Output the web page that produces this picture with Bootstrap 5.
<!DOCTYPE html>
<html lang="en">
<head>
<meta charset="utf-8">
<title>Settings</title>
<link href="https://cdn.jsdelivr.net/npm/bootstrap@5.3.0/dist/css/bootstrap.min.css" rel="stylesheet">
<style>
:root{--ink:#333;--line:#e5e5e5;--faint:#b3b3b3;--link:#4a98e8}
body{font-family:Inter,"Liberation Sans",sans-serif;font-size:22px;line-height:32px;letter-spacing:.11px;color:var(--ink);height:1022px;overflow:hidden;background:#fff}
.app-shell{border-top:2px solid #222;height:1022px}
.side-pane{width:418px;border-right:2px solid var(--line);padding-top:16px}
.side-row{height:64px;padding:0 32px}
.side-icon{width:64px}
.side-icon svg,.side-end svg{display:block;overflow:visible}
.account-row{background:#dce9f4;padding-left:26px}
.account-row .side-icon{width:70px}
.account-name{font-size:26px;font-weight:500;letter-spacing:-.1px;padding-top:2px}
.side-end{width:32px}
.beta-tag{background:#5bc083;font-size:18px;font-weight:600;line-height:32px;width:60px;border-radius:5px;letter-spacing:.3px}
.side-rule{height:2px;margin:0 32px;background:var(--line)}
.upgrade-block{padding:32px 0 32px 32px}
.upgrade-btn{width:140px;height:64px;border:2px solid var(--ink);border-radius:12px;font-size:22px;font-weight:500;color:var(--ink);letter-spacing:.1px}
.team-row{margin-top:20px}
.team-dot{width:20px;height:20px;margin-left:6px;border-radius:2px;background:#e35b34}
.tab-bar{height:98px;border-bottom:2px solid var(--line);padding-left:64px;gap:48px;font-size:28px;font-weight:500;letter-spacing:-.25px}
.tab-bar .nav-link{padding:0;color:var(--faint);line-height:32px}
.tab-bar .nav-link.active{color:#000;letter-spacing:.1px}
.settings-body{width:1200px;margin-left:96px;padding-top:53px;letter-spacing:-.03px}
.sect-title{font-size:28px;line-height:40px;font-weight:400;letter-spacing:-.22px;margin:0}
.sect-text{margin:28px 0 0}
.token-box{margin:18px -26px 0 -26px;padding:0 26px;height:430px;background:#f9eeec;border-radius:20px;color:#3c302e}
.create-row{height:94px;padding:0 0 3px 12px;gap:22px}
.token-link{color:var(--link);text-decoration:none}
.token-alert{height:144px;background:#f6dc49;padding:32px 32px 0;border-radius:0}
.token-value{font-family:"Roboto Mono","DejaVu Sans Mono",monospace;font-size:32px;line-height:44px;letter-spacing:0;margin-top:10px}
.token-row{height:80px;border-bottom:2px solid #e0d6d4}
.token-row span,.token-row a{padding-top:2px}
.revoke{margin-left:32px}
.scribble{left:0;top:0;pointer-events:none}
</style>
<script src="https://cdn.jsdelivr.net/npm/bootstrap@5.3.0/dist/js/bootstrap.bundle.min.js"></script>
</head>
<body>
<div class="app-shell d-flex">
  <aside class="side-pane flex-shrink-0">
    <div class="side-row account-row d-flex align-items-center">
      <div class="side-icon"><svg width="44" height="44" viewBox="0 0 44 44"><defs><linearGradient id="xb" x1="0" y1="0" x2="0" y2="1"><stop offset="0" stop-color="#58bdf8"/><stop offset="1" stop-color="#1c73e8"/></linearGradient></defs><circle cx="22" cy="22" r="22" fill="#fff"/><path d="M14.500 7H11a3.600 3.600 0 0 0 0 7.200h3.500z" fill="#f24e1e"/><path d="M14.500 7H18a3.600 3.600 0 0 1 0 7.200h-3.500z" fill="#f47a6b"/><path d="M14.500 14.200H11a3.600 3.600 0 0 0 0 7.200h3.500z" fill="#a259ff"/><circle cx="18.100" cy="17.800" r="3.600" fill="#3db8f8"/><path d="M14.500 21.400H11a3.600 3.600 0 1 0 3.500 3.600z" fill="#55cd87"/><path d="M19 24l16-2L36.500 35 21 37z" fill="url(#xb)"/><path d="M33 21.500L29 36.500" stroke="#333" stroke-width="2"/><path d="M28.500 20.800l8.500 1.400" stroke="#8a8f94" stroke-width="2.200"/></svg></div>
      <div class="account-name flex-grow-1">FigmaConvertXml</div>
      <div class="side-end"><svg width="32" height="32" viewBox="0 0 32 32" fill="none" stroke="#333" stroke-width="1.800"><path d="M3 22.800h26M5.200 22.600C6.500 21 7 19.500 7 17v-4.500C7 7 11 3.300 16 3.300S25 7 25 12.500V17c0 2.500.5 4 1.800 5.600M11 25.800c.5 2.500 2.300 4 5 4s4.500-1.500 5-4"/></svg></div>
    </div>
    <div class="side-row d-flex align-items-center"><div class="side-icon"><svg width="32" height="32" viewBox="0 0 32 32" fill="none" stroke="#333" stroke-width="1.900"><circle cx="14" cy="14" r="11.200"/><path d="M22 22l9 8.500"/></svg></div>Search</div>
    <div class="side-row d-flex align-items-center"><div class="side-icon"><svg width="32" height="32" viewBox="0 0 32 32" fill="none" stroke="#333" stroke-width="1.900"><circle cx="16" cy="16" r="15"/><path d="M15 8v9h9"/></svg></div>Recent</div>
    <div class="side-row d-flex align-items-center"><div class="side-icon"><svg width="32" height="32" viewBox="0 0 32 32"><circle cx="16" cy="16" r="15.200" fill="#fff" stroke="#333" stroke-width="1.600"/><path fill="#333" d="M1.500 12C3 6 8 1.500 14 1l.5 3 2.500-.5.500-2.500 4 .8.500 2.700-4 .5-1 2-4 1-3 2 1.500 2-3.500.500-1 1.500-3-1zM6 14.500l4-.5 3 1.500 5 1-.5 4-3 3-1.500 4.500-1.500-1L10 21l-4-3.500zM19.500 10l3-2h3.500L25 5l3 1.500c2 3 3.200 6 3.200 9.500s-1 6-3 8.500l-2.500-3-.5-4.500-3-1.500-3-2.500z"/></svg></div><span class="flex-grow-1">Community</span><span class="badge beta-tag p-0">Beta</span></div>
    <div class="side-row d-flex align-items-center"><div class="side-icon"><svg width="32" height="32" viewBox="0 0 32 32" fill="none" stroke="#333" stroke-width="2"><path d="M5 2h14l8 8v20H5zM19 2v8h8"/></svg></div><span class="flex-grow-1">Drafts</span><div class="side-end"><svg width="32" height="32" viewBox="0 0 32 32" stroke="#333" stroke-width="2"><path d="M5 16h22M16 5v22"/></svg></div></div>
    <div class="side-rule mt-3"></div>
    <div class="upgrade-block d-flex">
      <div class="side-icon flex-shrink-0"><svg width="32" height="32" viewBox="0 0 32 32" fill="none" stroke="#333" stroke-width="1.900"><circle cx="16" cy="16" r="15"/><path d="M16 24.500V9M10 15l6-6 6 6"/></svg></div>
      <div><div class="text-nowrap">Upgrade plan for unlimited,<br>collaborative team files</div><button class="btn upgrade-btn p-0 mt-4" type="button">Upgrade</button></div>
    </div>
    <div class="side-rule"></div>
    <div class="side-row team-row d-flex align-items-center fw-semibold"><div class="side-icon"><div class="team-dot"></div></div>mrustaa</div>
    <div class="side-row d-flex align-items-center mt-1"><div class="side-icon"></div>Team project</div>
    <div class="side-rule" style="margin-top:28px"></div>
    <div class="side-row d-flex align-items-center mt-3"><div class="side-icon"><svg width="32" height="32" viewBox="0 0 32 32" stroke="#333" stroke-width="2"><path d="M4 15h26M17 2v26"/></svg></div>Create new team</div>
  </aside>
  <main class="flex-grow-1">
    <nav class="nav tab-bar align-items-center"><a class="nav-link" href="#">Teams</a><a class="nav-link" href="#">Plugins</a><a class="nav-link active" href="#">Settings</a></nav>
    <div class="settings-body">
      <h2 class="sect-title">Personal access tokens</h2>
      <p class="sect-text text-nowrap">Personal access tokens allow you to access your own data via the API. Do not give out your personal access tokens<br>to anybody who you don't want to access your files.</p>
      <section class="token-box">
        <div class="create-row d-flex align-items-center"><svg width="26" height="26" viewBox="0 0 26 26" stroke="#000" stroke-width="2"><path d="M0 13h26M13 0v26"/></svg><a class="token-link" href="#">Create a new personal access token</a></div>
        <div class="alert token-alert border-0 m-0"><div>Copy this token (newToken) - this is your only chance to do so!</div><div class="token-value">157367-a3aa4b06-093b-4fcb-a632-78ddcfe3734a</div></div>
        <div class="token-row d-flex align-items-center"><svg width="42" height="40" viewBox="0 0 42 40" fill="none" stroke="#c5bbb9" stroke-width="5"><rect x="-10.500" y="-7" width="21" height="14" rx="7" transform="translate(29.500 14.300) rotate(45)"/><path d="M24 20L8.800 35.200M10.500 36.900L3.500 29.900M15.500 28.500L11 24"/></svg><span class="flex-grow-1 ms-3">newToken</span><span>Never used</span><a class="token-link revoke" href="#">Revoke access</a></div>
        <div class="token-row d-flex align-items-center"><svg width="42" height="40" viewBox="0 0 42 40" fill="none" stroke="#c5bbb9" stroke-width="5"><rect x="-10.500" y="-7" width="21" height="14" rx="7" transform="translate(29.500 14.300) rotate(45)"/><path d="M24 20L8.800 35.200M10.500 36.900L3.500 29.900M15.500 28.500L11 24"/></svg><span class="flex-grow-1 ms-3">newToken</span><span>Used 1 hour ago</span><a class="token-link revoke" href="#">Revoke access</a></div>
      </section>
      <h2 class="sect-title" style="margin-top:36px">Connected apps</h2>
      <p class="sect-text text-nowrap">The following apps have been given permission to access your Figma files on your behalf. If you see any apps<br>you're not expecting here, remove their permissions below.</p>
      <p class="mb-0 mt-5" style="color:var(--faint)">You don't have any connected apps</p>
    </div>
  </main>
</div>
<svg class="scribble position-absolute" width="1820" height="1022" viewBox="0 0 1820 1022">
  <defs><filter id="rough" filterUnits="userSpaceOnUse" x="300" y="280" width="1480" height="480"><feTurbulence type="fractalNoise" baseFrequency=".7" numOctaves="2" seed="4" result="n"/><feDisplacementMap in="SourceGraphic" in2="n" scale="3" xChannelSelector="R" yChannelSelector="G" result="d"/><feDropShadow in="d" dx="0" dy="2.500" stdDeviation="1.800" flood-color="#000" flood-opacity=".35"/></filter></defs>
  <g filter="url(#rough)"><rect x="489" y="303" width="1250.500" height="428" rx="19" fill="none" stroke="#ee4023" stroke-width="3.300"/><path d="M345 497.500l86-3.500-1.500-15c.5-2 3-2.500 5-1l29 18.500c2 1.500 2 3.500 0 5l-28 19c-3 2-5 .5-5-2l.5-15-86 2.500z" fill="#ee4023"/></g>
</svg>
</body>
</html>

**Given task:** Where a line in the material contains "this", copy that line.

**Solution:**
Output the web page that produces this picture with Bootstrap 5.
        <div class="alert token-alert border-0 m-0"><div>Copy this token (newToken) - this is your only chance to do so!</div><div class="token-value">157367-a3aa4b06-093b-4fcb-a632-78ddcfe3734a</div></div>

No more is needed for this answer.